**TASK TO CARRY OUT**
Copy every line of the data in which the word "drawn" occurs.
-------- MATERIAL FOR THIS TASK --------
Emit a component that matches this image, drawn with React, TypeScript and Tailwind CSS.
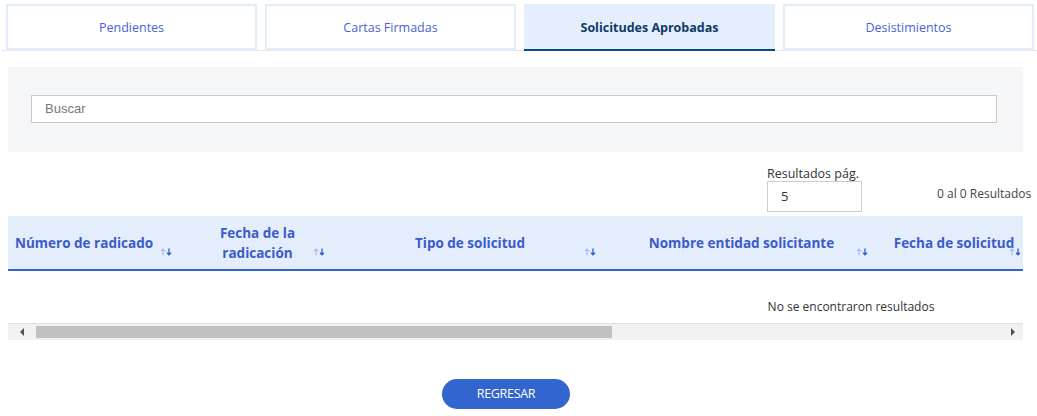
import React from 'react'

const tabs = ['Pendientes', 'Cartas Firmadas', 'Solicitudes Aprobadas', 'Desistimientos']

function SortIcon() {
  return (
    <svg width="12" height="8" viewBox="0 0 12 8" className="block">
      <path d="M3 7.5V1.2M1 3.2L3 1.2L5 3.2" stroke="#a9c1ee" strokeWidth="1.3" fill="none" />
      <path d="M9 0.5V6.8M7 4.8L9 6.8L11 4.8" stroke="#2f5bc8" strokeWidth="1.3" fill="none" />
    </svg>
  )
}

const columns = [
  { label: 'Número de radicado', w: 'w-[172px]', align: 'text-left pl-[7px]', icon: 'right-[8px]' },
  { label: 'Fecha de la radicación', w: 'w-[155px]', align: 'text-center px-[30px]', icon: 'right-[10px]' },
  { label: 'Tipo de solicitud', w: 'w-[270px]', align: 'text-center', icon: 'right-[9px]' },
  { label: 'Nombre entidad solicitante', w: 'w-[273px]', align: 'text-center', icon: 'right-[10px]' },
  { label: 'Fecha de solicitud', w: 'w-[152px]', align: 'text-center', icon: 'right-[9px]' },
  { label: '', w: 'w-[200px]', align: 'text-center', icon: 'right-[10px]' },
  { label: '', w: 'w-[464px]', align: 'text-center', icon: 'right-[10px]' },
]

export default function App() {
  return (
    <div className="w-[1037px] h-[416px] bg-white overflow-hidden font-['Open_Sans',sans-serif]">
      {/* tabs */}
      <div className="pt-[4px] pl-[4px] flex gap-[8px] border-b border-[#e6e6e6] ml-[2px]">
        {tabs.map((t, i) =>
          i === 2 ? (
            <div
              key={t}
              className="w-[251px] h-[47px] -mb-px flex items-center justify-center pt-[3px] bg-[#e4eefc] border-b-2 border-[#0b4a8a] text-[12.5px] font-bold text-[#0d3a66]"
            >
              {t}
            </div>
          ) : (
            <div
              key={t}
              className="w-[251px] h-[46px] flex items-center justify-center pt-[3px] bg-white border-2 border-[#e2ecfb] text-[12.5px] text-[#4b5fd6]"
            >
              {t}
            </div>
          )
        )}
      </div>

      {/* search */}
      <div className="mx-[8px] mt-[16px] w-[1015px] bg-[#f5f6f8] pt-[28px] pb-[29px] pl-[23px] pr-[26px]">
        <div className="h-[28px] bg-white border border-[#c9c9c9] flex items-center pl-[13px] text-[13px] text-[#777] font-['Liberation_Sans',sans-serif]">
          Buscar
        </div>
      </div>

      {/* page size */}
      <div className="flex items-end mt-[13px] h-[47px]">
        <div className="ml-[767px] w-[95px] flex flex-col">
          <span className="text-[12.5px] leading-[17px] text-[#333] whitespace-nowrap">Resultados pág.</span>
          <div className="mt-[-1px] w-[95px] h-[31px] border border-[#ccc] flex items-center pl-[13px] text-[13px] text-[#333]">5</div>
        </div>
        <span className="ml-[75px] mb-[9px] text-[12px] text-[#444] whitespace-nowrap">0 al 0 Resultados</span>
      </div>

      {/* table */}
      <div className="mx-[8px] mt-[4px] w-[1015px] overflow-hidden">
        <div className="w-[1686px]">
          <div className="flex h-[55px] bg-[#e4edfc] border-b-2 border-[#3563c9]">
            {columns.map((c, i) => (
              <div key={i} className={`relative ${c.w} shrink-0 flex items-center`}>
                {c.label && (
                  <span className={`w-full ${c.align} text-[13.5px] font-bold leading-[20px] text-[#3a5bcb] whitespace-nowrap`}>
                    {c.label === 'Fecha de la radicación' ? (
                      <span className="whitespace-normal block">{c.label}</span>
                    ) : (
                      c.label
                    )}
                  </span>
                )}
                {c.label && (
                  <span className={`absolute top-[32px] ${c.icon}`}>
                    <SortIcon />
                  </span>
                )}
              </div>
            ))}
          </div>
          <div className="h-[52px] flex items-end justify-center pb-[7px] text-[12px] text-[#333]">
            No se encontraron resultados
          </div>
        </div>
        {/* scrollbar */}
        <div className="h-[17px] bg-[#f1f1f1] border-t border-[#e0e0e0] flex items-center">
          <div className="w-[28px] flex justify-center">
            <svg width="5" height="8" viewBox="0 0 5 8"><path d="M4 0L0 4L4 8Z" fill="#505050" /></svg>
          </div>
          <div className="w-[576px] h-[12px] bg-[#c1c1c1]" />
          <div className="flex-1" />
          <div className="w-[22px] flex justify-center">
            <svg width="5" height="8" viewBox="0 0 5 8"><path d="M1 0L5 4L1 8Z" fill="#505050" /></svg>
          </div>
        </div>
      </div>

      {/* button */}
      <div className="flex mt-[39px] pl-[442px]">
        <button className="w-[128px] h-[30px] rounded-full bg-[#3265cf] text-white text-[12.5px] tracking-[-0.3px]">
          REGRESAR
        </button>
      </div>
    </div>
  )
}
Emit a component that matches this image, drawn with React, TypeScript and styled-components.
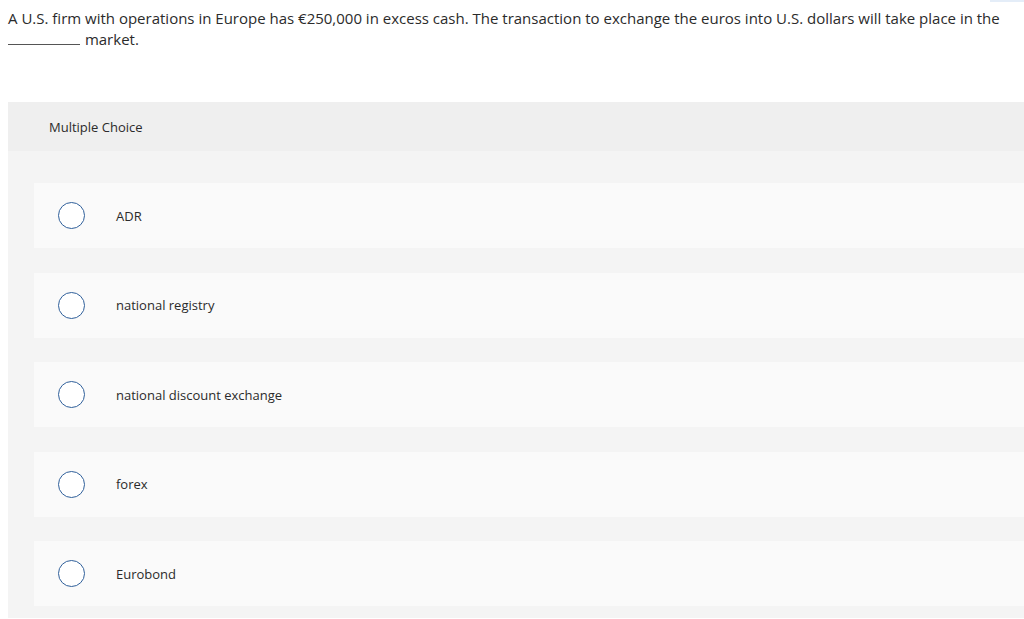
--------
**ANSWER TO THIS TASK**
Emit a component that matches this image, drawn with React, TypeScript and Tailwind CSS.
Emit a component that matches this image, drawn with React, TypeScript and styled-components.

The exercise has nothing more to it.